Graduate Seminar "Aktuelle Themen der Numerik"

Thursday, Nov 20, 2014, 02:00 pm

Parallel-in-time integration with ParaReal

Daniel Ruprecht (USI Lugano)

The extremely high degree of concurrency required by massively parallel high-performance computing architectures not only gives rise to demanding technical and economical challenges, but also mandates the development of novel, inherently parallel numerical approaches. For time-dependent problems, parallelization in the temporal direction provides a promising strategy to increase concurrency already on the algorithmic level. A popular method in this field is Parareal, which iterates between a cheap, coarse propagator run in serial and an expensive, accurate propagator run in parallel on multiple time-slices.  Parareal is widely studied, because it is relatively straightforward to implement and easy to combine with existing codes.  The talk will introduce Parareal and discuss several of its
features.  Examples of its application to different problems will be presented, e.g. to the Navier-Stokes or Einstein equations. Benchmarks will be shown, obtained on the Cray XC30 ‘’Piz Daint’’ at the Swiss Supercomputing Centre, illustrating Parareal’s performance in terms of speedup and energy-to-solution.

Time: 02:00 pm

Parallel-in-time integration with PFASST

Robert Speck (Jülich Supercomputing Center)

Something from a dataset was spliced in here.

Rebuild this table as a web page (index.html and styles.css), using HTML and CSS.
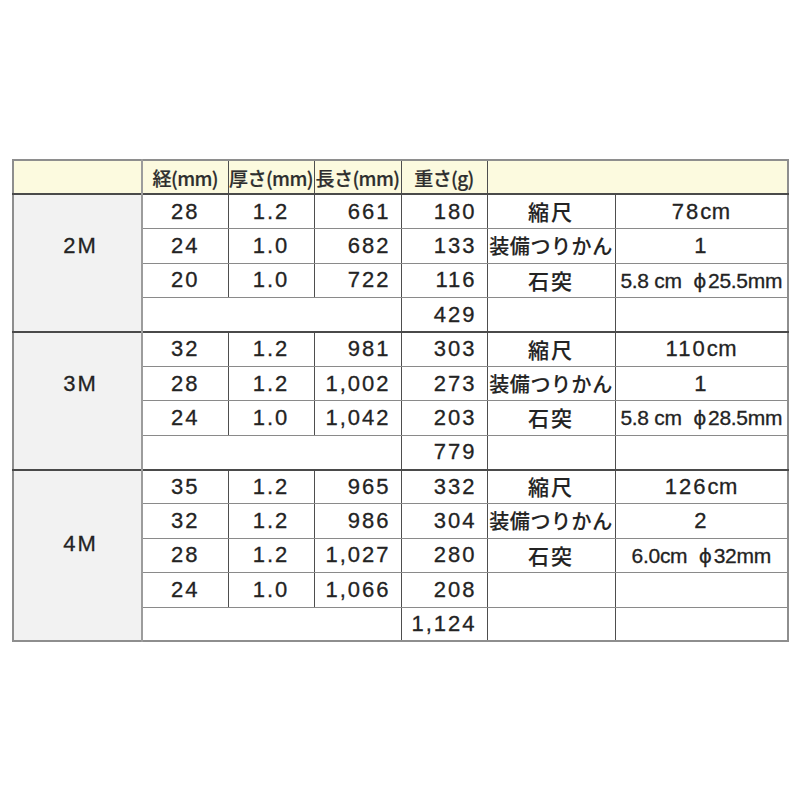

The "parallel full approximation scheme in space and time" (PFASST) introduced by Emmett and Minion in 2012 is an iterative, multilevel strategy for the temporal parallelization of ODEs and discretized PDEs. As the name suggests, PFASST is similar in spirit to a space-time FAS multigrid method performed over multiple timesteps in
parallel. The key for optimal parallel efficiency is a careful choice of coarsening strategies in space and time. Besides straightforward approaches like reducing the number of degrees-of-freedom and/or integration nodes, recent works focused on the reduction of the spatial discretization order as well as inexact solves of systems arising in implicit steps on the coarse levels.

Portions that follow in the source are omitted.